Long and Haynes expressed concern upon hearing about the heating issues and said the College is working to improve how maintenance concerns are addressed. “We will work on implementing a clearer system that informs residents where concerns may be routed that need immediate response and also those that are not of an urgent nature,” they wrote. “We appreciated meeting with MinCo student leadership and hearing their recommendations for addressing such a need.”
Next year, there will be non-TAPSI rooms in Wood, another change from previous years.
Li believes the changes to TAPSI demonstrate a lack of care for the TAPSI program from the College. “As a senior, someone who has witnessed these different iterations of TAPSI, it’s hard not to feel that the school’s support for the program is waning,” she said. “The college knows how to use the buzzwords of ‘accessibility’ and ‘making the process more equitable’ but it’s just a bunch of empty promises… Student leaders are losing faith.”

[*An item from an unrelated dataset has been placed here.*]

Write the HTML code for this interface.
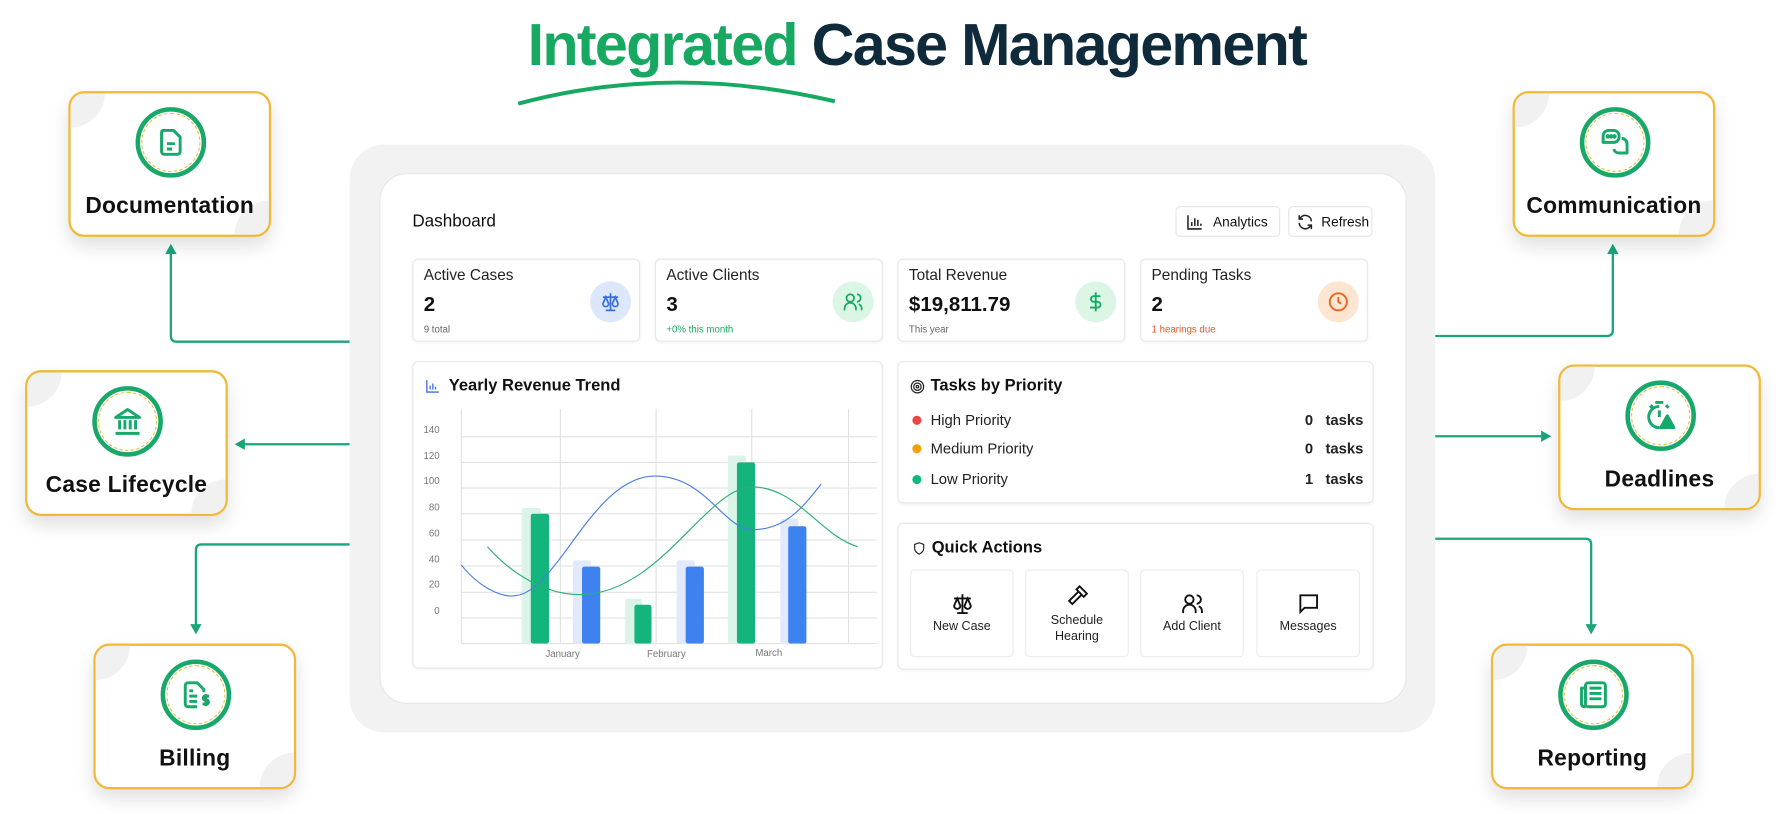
<!DOCTYPE html>
<html><head><meta charset="utf-8"><style>
*{box-sizing:border-box;margin:0;padding:0}
html,body{width:1786px;height:814px;overflow:hidden;background:#fff;font-family:"Liberation Sans",sans-serif;color:#111}
#w{position:absolute;left:0;top:0;width:1568px;height:715px;transform:scale(1.139);transform-origin:0 0}
.abs{position:absolute}
.title{position:absolute;left:0;width:1610px;text-align:center;top:10px;font-size:52px;font-weight:700;letter-spacing:-1.5px;color:#0f2a3a}
.title span{color:#17a862}
.box{position:absolute;width:178px;height:128px;border:2px solid #f0b93a;border-radius:14px;background:#fff;box-shadow:0 8px 16px rgba(0,0,0,.12);overflow:hidden}
.box:before{content:"";position:absolute;left:-30px;top:-30px;width:60px;height:60px;border-radius:50%;background:#f1f1f1}
.box:after{content:"";position:absolute;right:-30px;bottom:-30px;width:60px;height:60px;border-radius:50%;background:#f1f1f1}
.box .ic{position:absolute;left:57px;top:12px;width:62px;height:62px;border-radius:50%;border:4px solid #17a86a;background:#fff;z-index:1}
.box .ic i{position:absolute;inset:1px;border-radius:50%;border:1.3px dashed #e3c43a}
.box .ic svg{position:absolute;left:13px;top:13px;width:28px;height:28px}
.box .lb{position:absolute;left:0;right:0;top:88px;text-align:center;font-size:20px;font-weight:700;color:#111;z-index:1;letter-spacing:.2px}
.panel{position:absolute;left:307px;top:127px;width:953px;height:516px;background:#f2f2f2;border-radius:30px}
.inner{position:absolute;left:333px;top:152px;width:902px;height:466px;background:#fff;border-radius:24px;border:1.5px solid #e6e6e6}
.card{position:absolute;background:#fff;border:1px solid #e8e8e8;border-radius:5px;box-shadow:0 1px 3px rgba(0,0,0,.05)}
.stat .t{position:absolute;left:9px;top:6px;font-size:13.5px;color:#222}
.stat .v{position:absolute;left:9px;top:29px;font-size:18px;font-weight:700}
.stat .s{position:absolute;left:9px;top:56px;font-size:8.5px;color:#666}
.stat .c{position:absolute;right:7px;top:19px;width:36px;height:36px;border-radius:50%}
.stat .c svg{position:absolute;left:8px;top:8px;width:20px;height:20px}
.btn{position:absolute;top:181px;height:27px;border:1px solid #e6e6e6;border-radius:4px;font-size:12px;display:flex;align-items:center;gap:8px;padding-left:8px;background:#fff}
.row{position:absolute;left:12px;right:8px;font-size:13px;color:#222;display:flex;align-items:center}
.row b{width:8px;height:8px;border-radius:50%;margin-right:8px;display:inline-block}
.row .n{margin-left:auto;font-weight:700;font-size:13px}
.tile{position:absolute;top:40px;width:91px;height:77px;border:1px solid #ececec;border-radius:4px;text-align:center;font-size:11px;color:#222}
.tile svg{position:absolute;left:34px;width:22px;height:22px}
</style></head><body><div id="w">

<div class="title"><span>Integrated</span> Case Management</div>
<svg class="abs" style="left:0;top:0" width="1568" height="715">
<path d="M455 91 Q590 55 733 89" fill="none" stroke="#17a862" stroke-width="3.5"/>
<g fill="none" stroke="#1aa57a" stroke-width="2">
<path d="M307 300 H155 Q150 300 150 295 V222"/>
<path d="M307 390 H214"/>
<path d="M307 478 H177 Q172 478 172 483 V550"/>
<path d="M1260 295 H1411 Q1416 295 1416 290 V222"/>
<path d="M1260 383 H1354"/>
<path d="M1260 473 H1392 Q1397 473 1397 478 V550"/>
</g>
<g fill="#1aa57a">
<path d="M150 214 L145 223 H155Z"/><path d="M206 390 L215 385 V395Z"/><path d="M172 557 L167 548 H177Z"/>
<path d="M1416 214 L1411 223 H1421Z"/><path d="M1362 383 L1353 378 V388Z"/><path d="M1397 557 L1392 548 H1402Z"/>
</g>
</svg>

<div class="box" style="left:60px;top:80px"><div class="ic"><i></i><svg viewBox="0 0 24 24" fill="none" stroke="#17a86a" stroke-width="2.2" stroke-linejoin="round"><path d="M6 3h8l5 5v11a2 2 0 0 1-2 2H7a2 2 0 0 1-2-2V5a2 2 0 0 1 1-2z"/><path d="M9 13h6M9 17h4"/></svg></div><div class="lb">Documentation</div></div>
<div class="box" style="left:22px;top:325px"><div class="ic"><i></i><svg viewBox="0 0 24 24" fill="none" stroke="#17a86a" stroke-width="2.2" stroke-linejoin="round"><path d="M3 9 L12 3 L21 9Z"/><path d="M6 11v7M10 11v7M14 11v7M18 11v7M3 21h18"/></svg></div><div class="lb">Case Lifecycle</div></div>
<div class="box" style="left:82px;top:565px"><div class="ic"><i></i><svg viewBox="0 0 24 24" fill="none" stroke="#17a86a" stroke-width="2.2" stroke-linejoin="round"><path d="M13 21H6a2 2 0 0 1-2-2V5a2 2 0 0 1 2-2h7l5 5v2"/><path d="M7 9h3M7 13h6M7 17h6"/><path d="M22 13h-3a1.5 1.5 0 0 0 0 3h1a1.5 1.5 0 0 1 0 3h-3M19.5 11.5v9"/></svg></div><div class="lb">Billing</div></div>
<div class="box" style="left:1328px;top:80px"><div class="ic"><i></i><svg viewBox="0 0 24 24" fill="none" stroke="#17a86a" stroke-width="2.2" stroke-linejoin="round"><path d="M3 12V7a4 4 0 0 1 4-4h4a4 4 0 0 1 4 4v1a4 4 0 0 1-4 4H3z"/><path d="M17 9a4 4 0 0 1 4 4v7h-6a4 4 0 0 1-4-3"/><circle cx="6.5" cy="7.5" r=".6" fill="#17a86a"/><circle cx="9" cy="7.5" r=".6" fill="#17a86a"/><circle cx="11.5" cy="7.5" r=".6" fill="#17a86a"/></svg></div><div class="lb">Communication</div></div>
<div class="box" style="left:1368px;top:320px"><div class="ic"><i></i><svg viewBox="0 0 24 24" fill="none" stroke="#17a86a" stroke-width="2.2" stroke-linejoin="round"><path d="M11 5a8 8 0 1 0 0 16"/><path d="M11 8v5M8 2h6M4 6l2-2M18 6l-2-2"/><path d="M17 12l5 9h-10z" fill="#17a86a"/></svg></div><div class="lb">Deadlines</div></div>
<div class="box" style="left:1309px;top:565px"><div class="ic"><i></i><svg viewBox="0 0 24 24" fill="none" stroke="#17a86a" stroke-width="2.2" stroke-linejoin="round"><rect x="6" y="3" width="15" height="18" rx="2"/><path d="M6 7H3v12a2 2 0 0 0 2 2h1M9 7h9M9 11h9M9 15h9"/></svg></div><div class="lb">Reporting</div></div>

<div class="panel"></div>
<div class="inner"></div>
<div class="abs" style="left:362px;top:186px;font-size:15px;color:#111">Dashboard</div>
<div class="btn" style="left:1032px;width:92px"><svg width="16" height="16" viewBox="0 0 24 24" fill="none" stroke="#222" stroke-width="2"><path d="M3 3v18h18M8 17v-5M12 17V7M16 17v-8M20 17v-3"/></svg>Analytics</div>
<div class="btn" style="left:1131px;width:74px;gap:6px;padding-left:6px"><svg width="16" height="16" viewBox="0 0 24 24" fill="none" stroke="#222" stroke-width="2"><path d="M20 11a8 8 0 0 0-14-5L4 8M4 3v5h5M4 13a8 8 0 0 0 14 5l2-2M20 21v-5h-5"/></svg>Refresh</div>

<div class="card stat" style="left:362px;top:227px;width:200px;height:73px"><div class="t">Active Cases</div><div class="v">2</div><div class="s">9 total</div><div class="c" style="background:#dce7fb"><svg viewBox="0 0 24 24" fill="none" stroke="#3b6fe0" stroke-width="1.8"><path d="M12 3v18M7 21h10M4 7h16M7 7l-3 7a3 3 0 0 0 6 0zM17 7l-3 7a3 3 0 0 0 6 0z"/></svg></div></div>
<div class="card stat" style="left:575px;top:227px;width:200px;height:73px"><div class="t">Active Clients</div><div class="v">3</div><div class="s" style="color:#17a862">+0% this month</div><div class="c" style="background:#dcf6e6"><svg viewBox="0 0 24 24" fill="none" stroke="#17a862" stroke-width="1.8"><circle cx="9" cy="8" r="4"/><path d="M3 21v-2a5 5 0 0 1 12 0v2M16 4a4 4 0 0 1 0 8M21 21v-2a5 5 0 0 0-3-4.5"/></svg></div></div>
<div class="card stat" style="left:788px;top:227px;width:200px;height:73px"><div class="t">Total Revenue</div><div class="v">$19,811.79</div><div class="s">This year</div><div class="c" style="background:#dcf6e6"><svg viewBox="0 0 24 24" fill="none" stroke="#17a862" stroke-width="2"><path d="M12 2v20M17 6H10a3 3 0 0 0 0 6h4a3 3 0 0 1 0 6H6"/></svg></div></div>
<div class="card stat" style="left:1001px;top:227px;width:200px;height:73px"><div class="t">Pending Tasks</div><div class="v">2</div><div class="s" style="color:#e05a1c">1 hearings due</div><div class="c" style="background:#fde5d2"><svg viewBox="0 0 24 24" fill="none" stroke="#e8651f" stroke-width="2"><circle cx="12" cy="12" r="9"/><path d="M12 7v5l3 2"/></svg></div></div>

<div class="card" style="left:362px;top:317px;width:413px;height:270px">
<div class="abs" style="left:10px;top:13px;font-size:14.5px;font-weight:700;display:flex;align-items:center;gap:7px"><svg width="14" height="14" viewBox="0 0 24 24" fill="none" stroke="#3b6fe0" stroke-width="2"><path d="M3 3v18h18M8 17v-6M12 17V8M16 17v-4"/></svg>Yearly Revenue Trend</div>
</div>
<svg class="abs" style="left:0;top:0" width="1568" height="715" font-family="Liberation Sans" font-size="8.5" fill="#777">
<g stroke="#e2e2e2" stroke-width="1">
<path d="M405 383.5H770M405 406H770M405 428.5H770M405 451H770M405 474H770M405 497H770M405 520H770M405 542.5H770"/>
<path d="M405 359V565M492 359V565M576 359V565M660 359V565M745 359V565"/>
<path d="M405 565H770"/>
</g>
<text x="386" y="380" text-anchor="end">140</text><text x="386" y="403" text-anchor="end">120</text><text x="386" y="425" text-anchor="end">100</text><text x="386" y="448" text-anchor="end">80</text><text x="386" y="471" text-anchor="end">60</text><text x="386" y="494" text-anchor="end">40</text><text x="386" y="516" text-anchor="end">20</text><text x="386" y="539" text-anchor="end">0</text>
<text x="494" y="577" text-anchor="middle">January</text><text x="585" y="577" text-anchor="middle">February</text><text x="675" y="576" text-anchor="middle">March</text>
<g fill="#dcf3e7"><rect x="458" y="446" width="17" height="119" rx="2"/><rect x="549" y="525.6" width="15" height="40" rx="2"/><rect x="639" y="400" width="16" height="165" rx="2"/></g>
<g fill="#e1e9fb"><rect x="503" y="492" width="16" height="73" rx="2"/><rect x="594" y="492" width="16" height="73" rx="2"/><rect x="685" y="455.7" width="16" height="110" rx="2"/></g>
<g fill="#13b57c"><rect x="466" y="451" width="16" height="114" rx="2"/><rect x="557" y="531" width="15" height="34" rx="2"/><rect x="647" y="406" width="16" height="159" rx="2"/></g>
<g fill="#3d82ef"><rect x="511" y="497.5" width="16" height="67.5" rx="2"/><rect x="602" y="497.5" width="16" height="67.5" rx="2"/><rect x="692" y="462" width="16" height="103" rx="2"/></g>
<path d="M405 496 C420 515 440 525 452 523 C490 520 520 418 575 418 C620 418 635 465 661 465 C690 465 705 445 721 425" fill="none" stroke="#4a7fe0" stroke-width="1"/>
<path d="M428 480 C450 505 480 522 509 522 C580 522 620 427 661 427.5 C700 428 720 470 753 480" fill="none" stroke="#2aaf78" stroke-width="1"/>
</svg>

<div class="card" style="left:788px;top:317px;width:418px;height:125px">
<div class="abs" style="left:10px;top:13px;font-size:14.5px;font-weight:700;display:flex;align-items:center;gap:5px"><svg width="13" height="13" viewBox="0 0 24 24" fill="none" stroke="#222" stroke-width="2"><circle cx="12" cy="12" r="10"/><circle cx="12" cy="12" r="6"/><circle cx="12" cy="12" r="2"/></svg>Tasks by Priority</div>
<div class="row" style="top:43px"><b style="background:#ef4444"></b>High Priority<span class="n">0&nbsp;&nbsp; tasks</span></div>
<div class="row" style="top:68px"><b style="background:#f59e0b"></b>Medium Priority<span class="n">0&nbsp;&nbsp; tasks</span></div>
<div class="row" style="top:95px"><b style="background:#10b981"></b>Low Priority<span class="n">1&nbsp;&nbsp; tasks</span></div>
</div>

<div class="card" style="left:788px;top:459px;width:418px;height:129px">
<div class="abs" style="left:12px;top:13px;font-size:14.5px;font-weight:700;display:flex;align-items:center;gap:5px"><svg width="12" height="13" viewBox="0 0 24 24" fill="none" stroke="#222" stroke-width="2"><path d="M12 2l8 3v7c0 5-4 8-8 10-4-2-8-5-8-10V5z"/></svg>Quick Actions</div>
<div class="tile" style="left:10px"><svg style="top:18px" viewBox="0 0 24 24" fill="none" stroke="#111" stroke-width="1.8"><path d="M12 3v18M7 21h10M4 7h16M7 7l-3 7a3 3 0 0 0 6 0zM17 7l-3 7a3 3 0 0 0 6 0z"/></svg><div style="position:absolute;top:43px;width:100%">New Case</div></div>
<div class="tile" style="left:111px"><svg style="top:11px" viewBox="0 0 24 24" fill="none" stroke="#111" stroke-width="1.8"><path d="M14 3l7 7-3 3-7-7zM12.5 8.5L4 17l3 3 8.5-8.5"/></svg><div style="position:absolute;top:37px;width:100%;line-height:14px">Schedule<br>Hearing</div></div>
<div class="tile" style="left:212px"><svg style="top:18px" viewBox="0 0 24 24" fill="none" stroke="#111" stroke-width="1.8"><circle cx="9" cy="8" r="4"/><path d="M3 21v-2a5 5 0 0 1 12 0v2M16 4a4 4 0 0 1 0 8M21 21v-2a5 5 0 0 0-3-4.5"/></svg><div style="position:absolute;top:43px;width:100%">Add Client</div></div>
<div class="tile" style="left:314px"><svg style="top:18px" viewBox="0 0 24 24" fill="none" stroke="#111" stroke-width="1.8"><path d="M4 4h16v12H8l-4 4z"/></svg><div style="position:absolute;top:43px;width:100%">Messages</div></div>
</div>

</div></body></html>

Long and Haynes said they view the TAPSI program as a successful initiative the College plans to continue supporting. “TAPSI housing… is still relatively new at Williams, and it has been a success,” they wrote. “We have made a few changes over the last few years, including adjusting programming requirements, numbers of CCs, and now the application process. The College is committed to the program and it has been working well.”
Some students remain concerned about its future. “Year after year, we are informally guaranteed TAPSI housing, and year after year, we have to advocate against changes that chip away at the integrity of the program,” Baez said. “Many underclass students expressed that the reason they committed to Williams was because of TAPSI. The College cannot continue to promote TAPSI as something that attracts students and then tamper with the very things that stand at its core.”
Correction: A previous version of this article mistakenly indicated that the Asian American Affinity Space TAPSI is located in Spencer. It is located in Morgan. This article was updated on March 11 at 3:18 p.m. to reflect the TAPSI’s correct location.